Photys Therapeutics is a biotechnology company focused on developing innovative medicines by precisely controlling protein function within the body. They aim to address various diseases with limited treatment options through distinct biological mechanisms.
The Science of Targeted Protein Phosphorylation
Protein phosphorylation is a fundamental biological process that acts like a molecular switch, turning protein activity on or off. This modification involves the addition of a phosphate group to a protein, which can alter its shape, function, or interactions with other molecules in the cell. Kinases are enzymes responsible for adding these phosphate groups, while phosphatases remove them, maintaining a delicate balance in cellular signaling pathways.
Photys Therapeutics has developed a proprietary platform known as Phosphorylation-Inducing Chimeric Molecules (PHICS). These bifunctional molecules have two distinct parts linked together. One part binds to a specific kinase, and the other binds to a target protein implicated in a disease.
A PHICS molecule brings the kinase and the target protein into close proximity. This induced closeness allows the kinase to phosphorylate the target protein, even if it wouldn’t normally do so. By precisely controlling this phosphorylation, PHICS can alter the target protein’s function, activating, inactivating, or modifying its behavior to achieve a therapeutic effect.

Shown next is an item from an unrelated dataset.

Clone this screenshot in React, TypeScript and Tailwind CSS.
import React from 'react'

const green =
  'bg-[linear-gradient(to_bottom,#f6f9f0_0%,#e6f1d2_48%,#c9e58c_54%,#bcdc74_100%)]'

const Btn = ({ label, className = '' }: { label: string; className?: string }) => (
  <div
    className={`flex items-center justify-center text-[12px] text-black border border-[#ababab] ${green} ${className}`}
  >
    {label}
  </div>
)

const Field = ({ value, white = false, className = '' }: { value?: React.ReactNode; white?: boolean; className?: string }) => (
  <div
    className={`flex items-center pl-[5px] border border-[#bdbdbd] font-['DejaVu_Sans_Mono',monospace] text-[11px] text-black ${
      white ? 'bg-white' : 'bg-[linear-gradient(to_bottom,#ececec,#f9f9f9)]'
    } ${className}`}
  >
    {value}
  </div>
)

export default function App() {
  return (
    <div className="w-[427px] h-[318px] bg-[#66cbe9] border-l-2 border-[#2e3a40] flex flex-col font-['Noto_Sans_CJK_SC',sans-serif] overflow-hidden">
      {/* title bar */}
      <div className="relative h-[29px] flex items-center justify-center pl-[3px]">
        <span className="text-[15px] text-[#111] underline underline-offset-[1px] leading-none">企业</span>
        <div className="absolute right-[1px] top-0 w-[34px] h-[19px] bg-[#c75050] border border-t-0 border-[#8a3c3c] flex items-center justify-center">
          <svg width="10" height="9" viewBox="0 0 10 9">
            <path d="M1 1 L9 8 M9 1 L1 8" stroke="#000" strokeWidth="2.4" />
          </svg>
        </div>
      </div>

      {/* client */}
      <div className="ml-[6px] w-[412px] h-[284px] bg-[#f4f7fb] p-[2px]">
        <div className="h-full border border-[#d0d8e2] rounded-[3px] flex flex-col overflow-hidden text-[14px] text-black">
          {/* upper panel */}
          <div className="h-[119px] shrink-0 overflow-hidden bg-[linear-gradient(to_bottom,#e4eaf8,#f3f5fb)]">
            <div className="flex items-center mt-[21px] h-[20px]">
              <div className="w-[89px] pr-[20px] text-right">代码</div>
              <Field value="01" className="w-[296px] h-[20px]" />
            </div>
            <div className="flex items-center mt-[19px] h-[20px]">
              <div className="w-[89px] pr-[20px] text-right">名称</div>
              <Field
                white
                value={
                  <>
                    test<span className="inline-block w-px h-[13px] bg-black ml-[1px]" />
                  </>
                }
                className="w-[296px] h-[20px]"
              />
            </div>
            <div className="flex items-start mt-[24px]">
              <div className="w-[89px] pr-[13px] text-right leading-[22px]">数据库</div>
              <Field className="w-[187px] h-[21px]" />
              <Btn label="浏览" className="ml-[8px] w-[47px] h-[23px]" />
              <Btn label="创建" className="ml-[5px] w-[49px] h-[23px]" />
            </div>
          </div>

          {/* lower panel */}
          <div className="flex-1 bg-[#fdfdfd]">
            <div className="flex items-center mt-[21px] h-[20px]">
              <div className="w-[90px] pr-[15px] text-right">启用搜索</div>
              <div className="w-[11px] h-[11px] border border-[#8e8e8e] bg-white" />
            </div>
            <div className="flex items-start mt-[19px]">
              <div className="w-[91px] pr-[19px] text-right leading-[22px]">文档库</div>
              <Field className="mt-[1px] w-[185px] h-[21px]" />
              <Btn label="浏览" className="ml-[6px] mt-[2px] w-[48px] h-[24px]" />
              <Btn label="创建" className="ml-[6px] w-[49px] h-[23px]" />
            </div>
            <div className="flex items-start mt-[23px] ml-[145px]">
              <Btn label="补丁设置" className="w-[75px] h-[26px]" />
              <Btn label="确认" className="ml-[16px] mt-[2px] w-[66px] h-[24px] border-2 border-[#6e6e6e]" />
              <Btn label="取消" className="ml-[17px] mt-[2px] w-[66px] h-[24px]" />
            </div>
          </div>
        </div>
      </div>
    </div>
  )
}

Applications in Disease Treatment
The ability to precisely control protein activity through phosphorylation offers a promising strategy for treating various diseases. Photys Therapeutics primarily focuses on oncology, the field of cancer treatment. In cancer, uncontrolled protein activity often drives tumor growth and survival.
By modulating protein function through PHICS, the company aims to reactivate tumor suppressor proteins or alter the behavior of proteins that promote cancer development. For example, PHICS can induce phosphorylation events that inhibit oncogenic kinases, leading to cancer cell death. Beyond oncology, Photys is also applying its PHICS technology to develop medicines for autoimmune, inflammatory, and cardiometabolic diseases.

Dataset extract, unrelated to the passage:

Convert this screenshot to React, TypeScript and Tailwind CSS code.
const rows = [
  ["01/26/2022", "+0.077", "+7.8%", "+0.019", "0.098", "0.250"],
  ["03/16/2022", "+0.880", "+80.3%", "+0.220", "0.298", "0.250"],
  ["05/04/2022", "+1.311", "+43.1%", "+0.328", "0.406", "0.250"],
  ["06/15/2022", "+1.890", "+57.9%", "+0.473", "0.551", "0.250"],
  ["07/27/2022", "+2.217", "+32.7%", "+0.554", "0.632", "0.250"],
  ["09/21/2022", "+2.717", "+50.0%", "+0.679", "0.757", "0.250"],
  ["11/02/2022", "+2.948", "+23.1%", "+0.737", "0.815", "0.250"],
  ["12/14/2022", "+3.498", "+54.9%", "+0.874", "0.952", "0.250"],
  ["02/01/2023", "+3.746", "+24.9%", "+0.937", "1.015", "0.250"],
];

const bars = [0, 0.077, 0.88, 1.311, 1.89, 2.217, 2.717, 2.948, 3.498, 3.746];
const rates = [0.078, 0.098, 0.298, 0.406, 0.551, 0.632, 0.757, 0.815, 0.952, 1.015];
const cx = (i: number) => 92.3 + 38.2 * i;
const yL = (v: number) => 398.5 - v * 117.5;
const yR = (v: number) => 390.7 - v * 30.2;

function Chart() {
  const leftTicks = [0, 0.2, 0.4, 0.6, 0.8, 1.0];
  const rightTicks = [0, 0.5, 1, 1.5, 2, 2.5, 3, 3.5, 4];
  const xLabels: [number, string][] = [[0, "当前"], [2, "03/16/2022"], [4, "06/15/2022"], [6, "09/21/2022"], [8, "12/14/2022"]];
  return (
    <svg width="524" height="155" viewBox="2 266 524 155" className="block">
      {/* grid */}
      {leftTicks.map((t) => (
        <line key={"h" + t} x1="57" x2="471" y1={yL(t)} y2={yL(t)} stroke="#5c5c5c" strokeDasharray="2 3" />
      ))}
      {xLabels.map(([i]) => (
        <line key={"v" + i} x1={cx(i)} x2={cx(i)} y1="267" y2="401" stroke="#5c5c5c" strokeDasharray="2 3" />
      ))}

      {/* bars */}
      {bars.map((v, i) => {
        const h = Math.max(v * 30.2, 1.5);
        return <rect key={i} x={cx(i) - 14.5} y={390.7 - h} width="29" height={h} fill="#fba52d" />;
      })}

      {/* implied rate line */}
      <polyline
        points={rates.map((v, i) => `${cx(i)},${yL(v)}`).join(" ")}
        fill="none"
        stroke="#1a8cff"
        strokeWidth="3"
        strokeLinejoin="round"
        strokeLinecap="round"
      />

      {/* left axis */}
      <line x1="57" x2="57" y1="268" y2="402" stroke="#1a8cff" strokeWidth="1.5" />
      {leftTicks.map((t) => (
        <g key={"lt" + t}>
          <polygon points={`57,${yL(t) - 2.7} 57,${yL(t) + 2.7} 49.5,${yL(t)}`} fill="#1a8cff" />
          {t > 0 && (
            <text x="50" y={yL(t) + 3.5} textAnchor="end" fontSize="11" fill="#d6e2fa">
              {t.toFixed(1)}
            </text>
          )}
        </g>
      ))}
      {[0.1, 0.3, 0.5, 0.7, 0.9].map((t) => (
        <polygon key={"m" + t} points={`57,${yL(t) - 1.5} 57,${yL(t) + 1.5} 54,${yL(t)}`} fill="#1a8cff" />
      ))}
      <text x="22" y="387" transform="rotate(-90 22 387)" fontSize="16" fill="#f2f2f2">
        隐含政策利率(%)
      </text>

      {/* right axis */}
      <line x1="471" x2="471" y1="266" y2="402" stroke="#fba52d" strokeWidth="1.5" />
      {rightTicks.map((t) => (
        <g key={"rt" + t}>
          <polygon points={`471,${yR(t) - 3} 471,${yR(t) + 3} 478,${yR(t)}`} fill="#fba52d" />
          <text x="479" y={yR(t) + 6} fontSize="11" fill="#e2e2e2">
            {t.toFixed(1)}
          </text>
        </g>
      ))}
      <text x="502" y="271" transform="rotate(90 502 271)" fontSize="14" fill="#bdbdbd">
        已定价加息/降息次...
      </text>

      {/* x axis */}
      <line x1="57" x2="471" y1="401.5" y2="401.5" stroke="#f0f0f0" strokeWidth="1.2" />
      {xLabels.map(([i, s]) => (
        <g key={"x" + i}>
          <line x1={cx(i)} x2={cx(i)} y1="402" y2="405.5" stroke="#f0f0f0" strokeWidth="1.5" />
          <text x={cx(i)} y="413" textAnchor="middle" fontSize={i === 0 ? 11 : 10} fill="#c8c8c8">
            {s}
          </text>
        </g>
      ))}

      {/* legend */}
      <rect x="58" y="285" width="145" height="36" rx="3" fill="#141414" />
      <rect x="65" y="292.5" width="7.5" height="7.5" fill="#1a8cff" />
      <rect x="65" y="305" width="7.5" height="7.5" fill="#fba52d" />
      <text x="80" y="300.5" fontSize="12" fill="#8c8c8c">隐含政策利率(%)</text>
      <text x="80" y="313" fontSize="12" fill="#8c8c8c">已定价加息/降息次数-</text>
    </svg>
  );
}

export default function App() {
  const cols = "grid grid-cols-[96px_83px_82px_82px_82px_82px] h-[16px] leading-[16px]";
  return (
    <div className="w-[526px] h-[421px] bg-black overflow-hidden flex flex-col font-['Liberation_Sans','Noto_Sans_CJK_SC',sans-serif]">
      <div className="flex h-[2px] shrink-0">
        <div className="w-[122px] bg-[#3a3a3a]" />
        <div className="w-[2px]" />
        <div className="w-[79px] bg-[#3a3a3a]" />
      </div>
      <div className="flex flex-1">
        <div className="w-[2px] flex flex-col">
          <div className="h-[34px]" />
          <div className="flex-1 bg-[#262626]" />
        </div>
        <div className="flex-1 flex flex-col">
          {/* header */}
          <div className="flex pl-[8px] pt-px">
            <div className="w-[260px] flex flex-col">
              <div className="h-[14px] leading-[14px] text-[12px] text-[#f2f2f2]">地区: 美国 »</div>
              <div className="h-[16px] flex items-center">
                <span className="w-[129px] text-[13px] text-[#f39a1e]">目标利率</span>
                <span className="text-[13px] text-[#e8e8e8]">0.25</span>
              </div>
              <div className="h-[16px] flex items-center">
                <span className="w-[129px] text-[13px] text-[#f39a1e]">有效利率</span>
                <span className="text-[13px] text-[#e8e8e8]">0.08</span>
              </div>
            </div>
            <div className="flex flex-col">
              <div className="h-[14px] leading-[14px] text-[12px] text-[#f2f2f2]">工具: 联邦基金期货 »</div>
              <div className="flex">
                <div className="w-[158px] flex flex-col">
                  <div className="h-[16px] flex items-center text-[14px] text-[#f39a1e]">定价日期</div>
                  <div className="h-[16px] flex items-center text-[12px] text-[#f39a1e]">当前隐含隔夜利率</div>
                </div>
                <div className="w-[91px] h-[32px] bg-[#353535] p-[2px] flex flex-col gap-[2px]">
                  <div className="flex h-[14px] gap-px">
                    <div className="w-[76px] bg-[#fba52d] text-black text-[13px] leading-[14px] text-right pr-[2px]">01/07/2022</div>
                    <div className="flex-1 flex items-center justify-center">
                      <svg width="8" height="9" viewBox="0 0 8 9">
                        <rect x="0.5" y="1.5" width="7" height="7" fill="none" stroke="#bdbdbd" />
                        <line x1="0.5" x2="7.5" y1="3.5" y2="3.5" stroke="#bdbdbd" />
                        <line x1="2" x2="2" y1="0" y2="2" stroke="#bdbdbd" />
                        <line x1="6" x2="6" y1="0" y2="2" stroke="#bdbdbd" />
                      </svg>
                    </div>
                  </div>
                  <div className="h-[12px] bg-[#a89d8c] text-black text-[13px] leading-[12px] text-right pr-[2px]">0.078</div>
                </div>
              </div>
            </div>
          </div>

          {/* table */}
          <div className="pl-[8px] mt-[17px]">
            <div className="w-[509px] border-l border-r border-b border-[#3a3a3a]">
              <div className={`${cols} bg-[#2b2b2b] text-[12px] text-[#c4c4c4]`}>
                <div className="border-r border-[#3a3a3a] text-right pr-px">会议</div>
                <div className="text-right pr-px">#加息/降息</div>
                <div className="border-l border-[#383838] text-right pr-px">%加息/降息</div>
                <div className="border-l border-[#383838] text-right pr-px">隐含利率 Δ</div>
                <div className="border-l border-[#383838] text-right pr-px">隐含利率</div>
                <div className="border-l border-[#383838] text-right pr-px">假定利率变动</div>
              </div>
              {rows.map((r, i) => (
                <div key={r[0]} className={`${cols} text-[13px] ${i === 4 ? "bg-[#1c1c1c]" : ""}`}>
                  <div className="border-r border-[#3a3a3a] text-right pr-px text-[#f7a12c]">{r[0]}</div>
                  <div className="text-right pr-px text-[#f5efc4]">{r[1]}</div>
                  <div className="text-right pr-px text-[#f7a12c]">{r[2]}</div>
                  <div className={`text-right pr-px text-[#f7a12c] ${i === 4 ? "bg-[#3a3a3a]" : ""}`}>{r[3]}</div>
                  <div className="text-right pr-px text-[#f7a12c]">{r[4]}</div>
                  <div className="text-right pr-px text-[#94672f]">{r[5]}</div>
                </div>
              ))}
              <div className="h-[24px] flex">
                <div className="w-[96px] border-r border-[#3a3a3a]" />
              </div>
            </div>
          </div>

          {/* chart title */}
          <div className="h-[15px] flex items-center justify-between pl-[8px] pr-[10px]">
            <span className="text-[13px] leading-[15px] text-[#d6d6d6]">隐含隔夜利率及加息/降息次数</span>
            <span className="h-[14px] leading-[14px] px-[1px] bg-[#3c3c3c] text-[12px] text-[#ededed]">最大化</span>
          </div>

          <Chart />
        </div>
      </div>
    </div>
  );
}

The Photys Corporate and Scientific Foundation
Photys Therapeutics was co-founded by leading scientific minds and established venture capital firms. The company originated from the research of Dr. Amit Choudhary, a chemical biologist from Brigham and Women’s Hospital and the Broad Institute of MIT and Harvard. Dr. Edward Holson is also a co-founder and the company’s chief scientific officer.

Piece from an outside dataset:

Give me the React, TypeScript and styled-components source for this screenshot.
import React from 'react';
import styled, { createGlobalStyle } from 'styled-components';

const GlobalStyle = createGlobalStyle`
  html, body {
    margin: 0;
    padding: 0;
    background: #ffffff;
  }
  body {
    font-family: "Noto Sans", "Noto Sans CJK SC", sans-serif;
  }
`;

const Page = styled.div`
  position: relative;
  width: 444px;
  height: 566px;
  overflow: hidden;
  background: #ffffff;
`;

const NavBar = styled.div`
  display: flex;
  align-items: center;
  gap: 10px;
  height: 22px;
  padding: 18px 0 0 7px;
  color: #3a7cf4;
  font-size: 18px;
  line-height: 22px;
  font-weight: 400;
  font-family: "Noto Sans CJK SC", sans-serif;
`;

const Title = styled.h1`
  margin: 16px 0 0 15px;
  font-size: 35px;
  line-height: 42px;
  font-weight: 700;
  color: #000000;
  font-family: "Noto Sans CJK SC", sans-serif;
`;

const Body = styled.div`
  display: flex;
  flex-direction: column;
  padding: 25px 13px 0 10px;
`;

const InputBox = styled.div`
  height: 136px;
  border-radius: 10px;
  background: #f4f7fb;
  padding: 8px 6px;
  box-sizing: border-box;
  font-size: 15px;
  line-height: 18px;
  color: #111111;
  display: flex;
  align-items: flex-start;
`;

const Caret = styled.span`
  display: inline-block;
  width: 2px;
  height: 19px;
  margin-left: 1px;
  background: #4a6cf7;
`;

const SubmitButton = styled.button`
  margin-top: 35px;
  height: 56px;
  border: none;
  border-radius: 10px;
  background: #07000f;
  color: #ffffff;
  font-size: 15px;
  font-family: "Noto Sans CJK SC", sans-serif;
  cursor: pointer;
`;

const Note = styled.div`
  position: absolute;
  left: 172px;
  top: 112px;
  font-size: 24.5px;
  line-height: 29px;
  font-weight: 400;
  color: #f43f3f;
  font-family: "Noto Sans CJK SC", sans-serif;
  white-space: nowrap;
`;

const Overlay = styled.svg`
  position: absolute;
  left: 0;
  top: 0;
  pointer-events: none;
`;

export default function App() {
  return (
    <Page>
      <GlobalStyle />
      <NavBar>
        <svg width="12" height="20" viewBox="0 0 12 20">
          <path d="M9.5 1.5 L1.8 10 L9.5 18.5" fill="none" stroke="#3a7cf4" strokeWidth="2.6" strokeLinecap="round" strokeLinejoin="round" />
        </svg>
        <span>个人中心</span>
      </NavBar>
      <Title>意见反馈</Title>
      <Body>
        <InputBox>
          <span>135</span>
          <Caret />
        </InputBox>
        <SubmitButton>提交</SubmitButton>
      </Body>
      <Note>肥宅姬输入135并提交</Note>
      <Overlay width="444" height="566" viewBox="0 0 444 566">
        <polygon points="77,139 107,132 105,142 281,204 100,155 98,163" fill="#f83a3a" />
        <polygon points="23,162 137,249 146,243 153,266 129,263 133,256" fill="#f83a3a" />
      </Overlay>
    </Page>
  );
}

The company launched in September 2022 with a Series A financing round that raised $75 million. This funding was led by MPM Capital (now MPM BioImpact) and included participation from other prominent investors such as Omega Funds, Longwood Fund, 8VC, Arkin Bio, Mass General Brigham Ventures, MRL Ventures Fund, Merck & Co., Eli Lilly and Company, and Heritage Medical Systems. The scientific advisory board includes distinguished scientists like Eric Fischer from Dana-Farber Cancer Institute, Tony Hunter from the Salk Institute, Angela Koehler from MIT, and Dan Nomura from UC Berkeley.
Differentiating from Other Therapeutic Modalities
Photys Therapeutics’ PHICS molecules distinguish themselves from other therapeutic modalities, such as Proteolysis-Targeting Chimeras (PROTACs). Both PHICS and PROTACs are bifunctional molecules that leverage induced proximity, but their fundamental mechanisms and therapeutic goals differ. PROTACs function by recruiting an E3 ligase to a target protein, flagging it for degradation and complete removal from the cell via the ubiquitin-proteasome system. This process essentially eliminates the problematic protein.
In contrast, PHICS molecules operate by inducing a kinase to phosphorylate a target protein, modifying its function rather than destroying it. This modification can activate, inactivate, or alter the protein’s behavior in a precise manner. The ability to modify a protein’s function, rather than simply degrading it, offers potential advantages, such as fine-tuning cellular pathways or addressing diseases where complete protein removal is not desirable or possible. This approach may also target proteins not amenable to degradation by PROTACs, expanding the range of “undruggable” targets.